By TALIA JUBAS
In light of recent crimes in Ithaca, representatives from the Ithaca Police Department and the Cornell University Police Department responded to the recent crime alerts at a Collegetown Neighborhood Council Meeting Tuesday.
In response to concerns that crime rates are on the rise, Lt. Christopher Townsend of the Ithaca Police said “[he] would not say it is on the rise, but [that he] would not saying it is on the decline.”
“Most of the crimes that we have in his area unfortunately come back to substance abuse,” Thomson said, citing the recent incident at Rite-Aid, which he said involved “two guys with guns stealing Oxycontin,” as an example.
“Unfortunately, we have such limited resources to fight it that … we’re not even plugging holes. We’re just grabbing at the edges,” he said.
Townsend also cited the drug community’s tendency to go “behind closed doors” as a reason why it is difficult to provide assistance.

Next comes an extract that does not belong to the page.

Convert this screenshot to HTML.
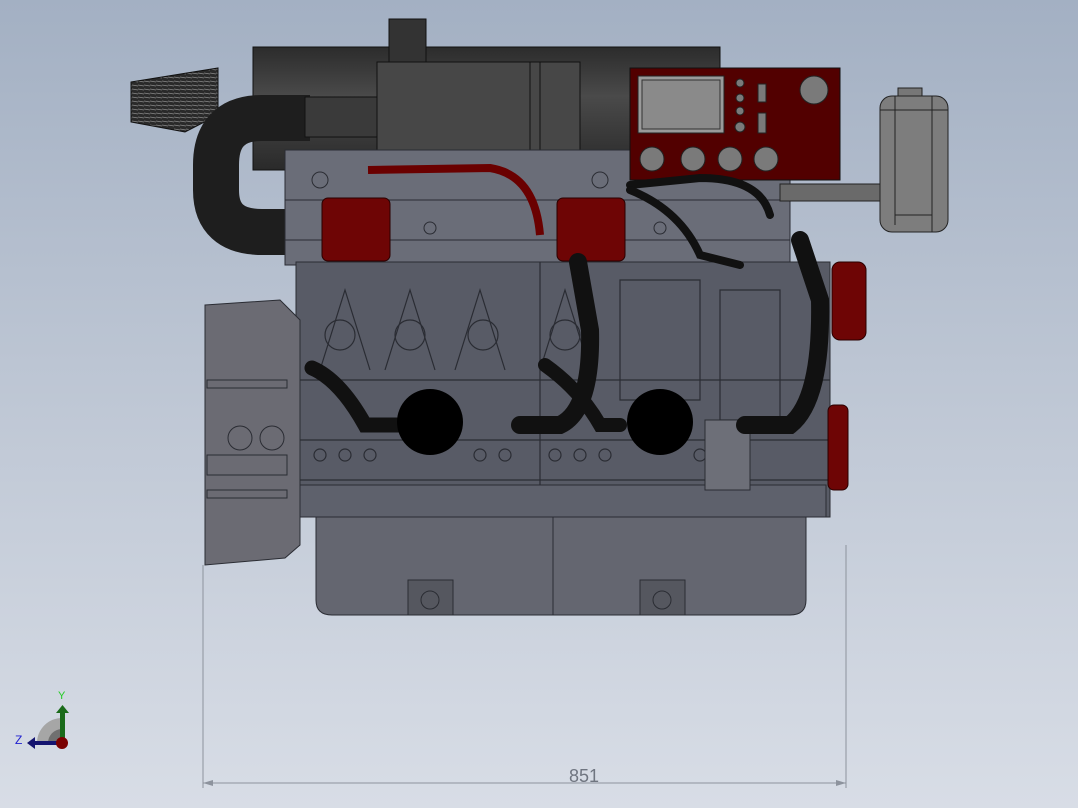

“Tompkins County has the best drug and alcohol programs out there,” he said. “Trying to treat the addiction is a big part of the cure, but some of these people don’t want to be cured.”
During the meeting, Peggy Matta, the clery compliance and support administrator for CUPD, also explained the Jeanne Clery Disclosure of Campus Security Policy and Campus Crime Statistics Act — which require higher education institutions to publish an annual report of campus crime statistics.
Aside from Campus Watch — Cornell’s yearly crime-watch publication — the act requires that institutions “issue timely warnings about Clery Act crimes that pose a serious or ongoing threat to students and employees.”
This requirement led to the development of the Crime Alert system, according to David Honan, deputy chief for CUPD. Although the alerts are only sent to the Cornell community, CUPD collaborates with the IPD, Tompkins County Sheriff’s Office and the Village of Cayuga Heights Police to collect and distribute the relevant information as quickly as possible, according to Honan.
“We really appreciate the work of these other agencies,” he said. “Without them, we really couldn’t put out these alerts in a timely manner.”
Furthermore, there is no set distance that determines the crimes that will make it into Crime Alerts — anything that CUPD deems a threat to the Cornell community will be included in an alert, Honan said.
The purpose of these alerts is to make students aware of reported crimes “so they can take steps to protect themselves” and to include descriptors that can help them notify police, according to Honan.
“The information is gathered very quickly after the incident,” Honan said. “We’ve had cases where we had a serious offense. We sent out a crime alert, and shortly after the crime alert was sent there’s been an apprehension, we found out that the case was unfounded or something has changed.”